Day 2 of my safari changed my life. I met God out there. I know, it sounds melodramatic, right? But that’s exactly what happened.
Dearson and I arose early, had breakfast and got on the road because we had a far way to drive that day. We were going to the Serengeti. Yup, the same one that you’ve seen in National Geographic magazines. I hadn’t quite wrapped my mind around that; in my head I knew that was where we were going but it still didn’t seem real.
We drove for a couple of hours across flatlands before we started climbing up the wall of the East African Rift. If I thought I was smiling before, that was nothing compared to what I was doing now – we were driving up the wall of the Rift Valley, for goodness sake! I felt like I was driving through a nature special because I just couldn’t believe that this was my life! I teared up at one point as we wound our way up the valley wall, thinking about exactly what I was doing at that moment, and how gracious God was to give me this opportunity – that was one of those moments when Dearson realised that I didn’t want to talk, I just wanted to revel in the experience, so he kept quiet all the way up.
Eventually, we got to the gate of Ngorongoro Conservation Area, where we stopped to check in because we had to cross that area to get to the Serengeti. But we would be back the next afternoon.
As we ascended the mountain that we had to cross in order to reach our destination, it got foggy and chilly and damp. The higher up we went into the fog and damp, the more I felt like God was wrapping His arms around me. At one point, I felt the words, like a whisper in my heart, “Kristine, my daughter, I love you so very much.” I cried quiet tears as we continued up, feeling His love and peace wrap tightly around me, like He would never let me go. I think it was in that moment that my love of mountains was born, because Ngorongoro was the first place that I physically felt God’s presence.

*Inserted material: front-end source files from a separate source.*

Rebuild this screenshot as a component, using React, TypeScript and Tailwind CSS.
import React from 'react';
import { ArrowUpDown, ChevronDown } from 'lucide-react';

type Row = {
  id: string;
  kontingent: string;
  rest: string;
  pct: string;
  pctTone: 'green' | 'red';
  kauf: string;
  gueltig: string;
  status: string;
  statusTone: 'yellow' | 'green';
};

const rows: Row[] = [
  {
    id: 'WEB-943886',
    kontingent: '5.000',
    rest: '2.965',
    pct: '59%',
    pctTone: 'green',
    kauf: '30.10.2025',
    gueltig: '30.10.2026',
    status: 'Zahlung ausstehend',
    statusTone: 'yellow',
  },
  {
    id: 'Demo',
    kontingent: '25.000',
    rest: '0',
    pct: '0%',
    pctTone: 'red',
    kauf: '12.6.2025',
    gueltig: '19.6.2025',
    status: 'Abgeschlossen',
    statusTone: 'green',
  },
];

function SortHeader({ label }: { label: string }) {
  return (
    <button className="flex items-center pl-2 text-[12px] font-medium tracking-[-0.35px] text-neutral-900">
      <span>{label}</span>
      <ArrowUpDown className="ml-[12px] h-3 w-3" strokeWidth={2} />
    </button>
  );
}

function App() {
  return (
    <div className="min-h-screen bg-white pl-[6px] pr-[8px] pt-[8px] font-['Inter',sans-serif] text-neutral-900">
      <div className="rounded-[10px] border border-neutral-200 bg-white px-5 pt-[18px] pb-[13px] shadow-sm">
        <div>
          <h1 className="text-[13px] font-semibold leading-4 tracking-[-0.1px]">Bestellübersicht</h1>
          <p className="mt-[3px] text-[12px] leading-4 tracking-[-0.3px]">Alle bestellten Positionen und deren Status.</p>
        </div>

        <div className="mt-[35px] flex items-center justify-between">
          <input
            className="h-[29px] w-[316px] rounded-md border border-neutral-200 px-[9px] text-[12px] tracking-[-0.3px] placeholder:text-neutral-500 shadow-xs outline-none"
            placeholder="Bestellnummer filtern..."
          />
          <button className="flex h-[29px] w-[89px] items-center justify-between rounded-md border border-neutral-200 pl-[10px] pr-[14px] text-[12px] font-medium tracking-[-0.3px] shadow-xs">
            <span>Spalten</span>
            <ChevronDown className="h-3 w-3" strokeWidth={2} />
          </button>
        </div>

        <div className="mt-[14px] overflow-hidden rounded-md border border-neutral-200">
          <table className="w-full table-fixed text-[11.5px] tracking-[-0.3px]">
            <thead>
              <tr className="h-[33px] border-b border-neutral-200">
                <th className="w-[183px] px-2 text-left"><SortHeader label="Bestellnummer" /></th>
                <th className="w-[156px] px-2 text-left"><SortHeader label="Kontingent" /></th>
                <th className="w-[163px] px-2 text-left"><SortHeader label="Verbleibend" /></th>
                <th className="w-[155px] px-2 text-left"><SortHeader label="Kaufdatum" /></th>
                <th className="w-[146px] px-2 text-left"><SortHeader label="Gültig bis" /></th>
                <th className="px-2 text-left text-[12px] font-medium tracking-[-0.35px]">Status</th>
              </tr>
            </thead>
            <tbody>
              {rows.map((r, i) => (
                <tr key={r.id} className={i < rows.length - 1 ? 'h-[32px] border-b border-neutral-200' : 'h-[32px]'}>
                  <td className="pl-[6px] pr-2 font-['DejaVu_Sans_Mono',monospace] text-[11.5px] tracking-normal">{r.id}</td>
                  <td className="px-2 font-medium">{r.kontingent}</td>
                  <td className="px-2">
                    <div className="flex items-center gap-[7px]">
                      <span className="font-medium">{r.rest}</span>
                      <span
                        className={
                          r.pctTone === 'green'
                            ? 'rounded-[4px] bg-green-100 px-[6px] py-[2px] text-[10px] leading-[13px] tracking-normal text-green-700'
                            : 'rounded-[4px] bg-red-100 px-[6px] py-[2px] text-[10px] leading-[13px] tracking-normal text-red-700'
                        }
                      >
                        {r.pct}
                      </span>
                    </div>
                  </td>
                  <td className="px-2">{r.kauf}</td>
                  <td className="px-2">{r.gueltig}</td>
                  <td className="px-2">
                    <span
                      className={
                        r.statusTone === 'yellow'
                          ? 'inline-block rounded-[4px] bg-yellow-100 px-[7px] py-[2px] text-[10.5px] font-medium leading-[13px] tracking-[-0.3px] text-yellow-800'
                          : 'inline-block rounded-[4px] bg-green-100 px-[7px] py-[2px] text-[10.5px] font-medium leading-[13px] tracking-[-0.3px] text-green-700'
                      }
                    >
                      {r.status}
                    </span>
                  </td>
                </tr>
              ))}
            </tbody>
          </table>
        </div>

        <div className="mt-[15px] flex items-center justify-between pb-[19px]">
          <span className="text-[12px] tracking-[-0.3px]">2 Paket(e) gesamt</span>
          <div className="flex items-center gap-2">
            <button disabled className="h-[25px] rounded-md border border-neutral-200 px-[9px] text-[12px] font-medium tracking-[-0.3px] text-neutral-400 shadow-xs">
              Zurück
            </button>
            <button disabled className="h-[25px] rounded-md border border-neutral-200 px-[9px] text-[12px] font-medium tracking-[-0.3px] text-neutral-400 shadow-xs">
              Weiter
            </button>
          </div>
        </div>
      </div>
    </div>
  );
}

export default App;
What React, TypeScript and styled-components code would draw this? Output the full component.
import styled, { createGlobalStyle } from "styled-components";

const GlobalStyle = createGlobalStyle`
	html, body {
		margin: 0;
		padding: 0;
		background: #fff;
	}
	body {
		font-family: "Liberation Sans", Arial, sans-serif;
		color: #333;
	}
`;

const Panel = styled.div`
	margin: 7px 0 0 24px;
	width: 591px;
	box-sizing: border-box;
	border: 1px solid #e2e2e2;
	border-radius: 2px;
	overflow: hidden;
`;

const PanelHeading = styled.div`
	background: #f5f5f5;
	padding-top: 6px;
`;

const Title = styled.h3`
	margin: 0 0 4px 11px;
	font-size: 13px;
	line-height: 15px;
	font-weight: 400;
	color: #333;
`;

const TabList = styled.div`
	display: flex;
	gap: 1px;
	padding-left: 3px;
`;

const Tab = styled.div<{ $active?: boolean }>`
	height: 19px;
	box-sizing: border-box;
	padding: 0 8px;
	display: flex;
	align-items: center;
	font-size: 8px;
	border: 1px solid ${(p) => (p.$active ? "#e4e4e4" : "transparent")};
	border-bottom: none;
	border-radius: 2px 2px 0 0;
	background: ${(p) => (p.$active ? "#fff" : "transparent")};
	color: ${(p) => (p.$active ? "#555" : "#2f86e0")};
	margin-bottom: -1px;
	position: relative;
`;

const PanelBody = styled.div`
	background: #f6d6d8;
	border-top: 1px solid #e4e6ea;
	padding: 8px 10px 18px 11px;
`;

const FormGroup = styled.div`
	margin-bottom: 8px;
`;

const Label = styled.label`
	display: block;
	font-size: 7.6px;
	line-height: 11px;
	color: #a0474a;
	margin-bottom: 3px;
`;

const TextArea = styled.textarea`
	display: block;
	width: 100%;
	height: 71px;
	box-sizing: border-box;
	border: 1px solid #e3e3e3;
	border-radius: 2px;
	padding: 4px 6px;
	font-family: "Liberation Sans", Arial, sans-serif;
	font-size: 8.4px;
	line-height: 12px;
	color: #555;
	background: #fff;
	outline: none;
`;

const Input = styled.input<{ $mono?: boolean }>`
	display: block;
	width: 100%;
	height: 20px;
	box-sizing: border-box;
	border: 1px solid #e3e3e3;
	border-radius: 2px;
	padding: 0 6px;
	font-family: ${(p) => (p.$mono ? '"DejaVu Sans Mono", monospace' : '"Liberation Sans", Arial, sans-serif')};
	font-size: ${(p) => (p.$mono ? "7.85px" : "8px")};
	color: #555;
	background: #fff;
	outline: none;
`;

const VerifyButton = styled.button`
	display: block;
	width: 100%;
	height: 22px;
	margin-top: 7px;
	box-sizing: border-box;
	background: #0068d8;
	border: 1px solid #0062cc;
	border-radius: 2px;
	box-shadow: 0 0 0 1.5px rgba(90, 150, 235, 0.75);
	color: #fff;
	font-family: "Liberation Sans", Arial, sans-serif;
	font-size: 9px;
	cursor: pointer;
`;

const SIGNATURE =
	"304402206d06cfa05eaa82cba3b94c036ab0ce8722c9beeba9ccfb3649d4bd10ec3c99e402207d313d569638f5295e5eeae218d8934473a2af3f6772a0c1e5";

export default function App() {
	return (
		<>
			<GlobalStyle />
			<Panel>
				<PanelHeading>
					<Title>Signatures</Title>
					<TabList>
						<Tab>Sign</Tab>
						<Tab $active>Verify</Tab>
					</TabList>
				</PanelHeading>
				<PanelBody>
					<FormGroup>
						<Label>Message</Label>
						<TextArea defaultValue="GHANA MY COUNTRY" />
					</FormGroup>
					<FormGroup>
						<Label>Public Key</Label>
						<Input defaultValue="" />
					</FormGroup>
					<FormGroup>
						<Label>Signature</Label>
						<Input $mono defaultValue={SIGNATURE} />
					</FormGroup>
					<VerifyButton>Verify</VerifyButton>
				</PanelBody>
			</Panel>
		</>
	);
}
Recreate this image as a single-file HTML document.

After a quick stop for my first look out over Ngorongoro Crater and another check in at that gate, we continued for a couple more hours, passing Maasai villages and herds of animals, and then we were suddenly there, at the entrance to the Serengeti. We did our usual check in at the gate, had lunch, used the bathroom, and set off into this new wilderness.
And within minutes stumbled across a pride of lions, relaxing in the noonday sun.
It was the Serengeti that unbroke my heart. As we drove that afternoon, I began to understand the vastness of where I was. Dearson told me that it would take several days, perhaps a week or more, to drive from one end of this endless plain to another. Can you imagine the sheer magnitude of that place?
At one point, after not seeing any animals for a while, I was standing in the van as we drove, with my head up through the roof, when the reality of where I was and what I was doing hit me all at once. That was the exact moment when my heart started healing; I felt that there was so much beauty pressing in on me that I needed to absorb, and if I was going to fit it all into my heart then I had to let go of anything dark that was lingering there. I had already been working on forgiving the hurts that I was carrying, but that moment was when I truly forgave it all – my ex-company for rejecting me, my ex-partner for how he treated me, my friends and family for not sharing with me what they knew (I understood why but it still hurt), my ex-colleagues for turning their backs on me, my ex-friends for not caring about me, and me for putting myself into my various predicaments. I let go of even older, unrelated hurts that I thought were long gone. I brought it all out and I let it all go. How could I be petty and keep any ugliness in my heart when I had been granted the awesome privilege of this experience? So I left it all out there in the Serengeti. And as I lay it all down and absorbed the beauty surrounding me, my heart truly began to heal.
That afternoon, I saw more lions, elephants, gazelle, giraffe, and even hyena. The scenery was so sharp and clear that I said to Dearson at one point, “I feel like we’re driving through God’s postcard.” Honestly, guys, at some points it was like we were driving through a Photoshopped image, that’s how unreal it looked and felt.
It was dusty going (it was the dry season, after all) and my hair was beyond a hot mess (I spent most of the afternoon on my feet with my head and torso out the roof of the van) but I didn’t care. The awesome encounters that I had with God that day were more than worth ugly hair.
As dusk approached, we arrived at our resting place for the night – a camp of tents in the heart of the Serengeti, called Kati Kati. I had a shower (I don’t know how they managed it but there was a pretty good makeshift shower in my tent), ate dinner, and called it a night.
At this point, I was happier than I had ever hoped to be in my life, and after I said my prayers of thanksgiving, I fell asleep to the sound of hyenas wailing somewhere in the surrounding wilderness.
In fact, when I fell asleep that night, I was different from when I had awoken that same morning. One does not come into the presence of God or lay down one’s burdens, much less do both in one day, and stay the same. For that alone, Tanzania secured a special place in my heart…forever.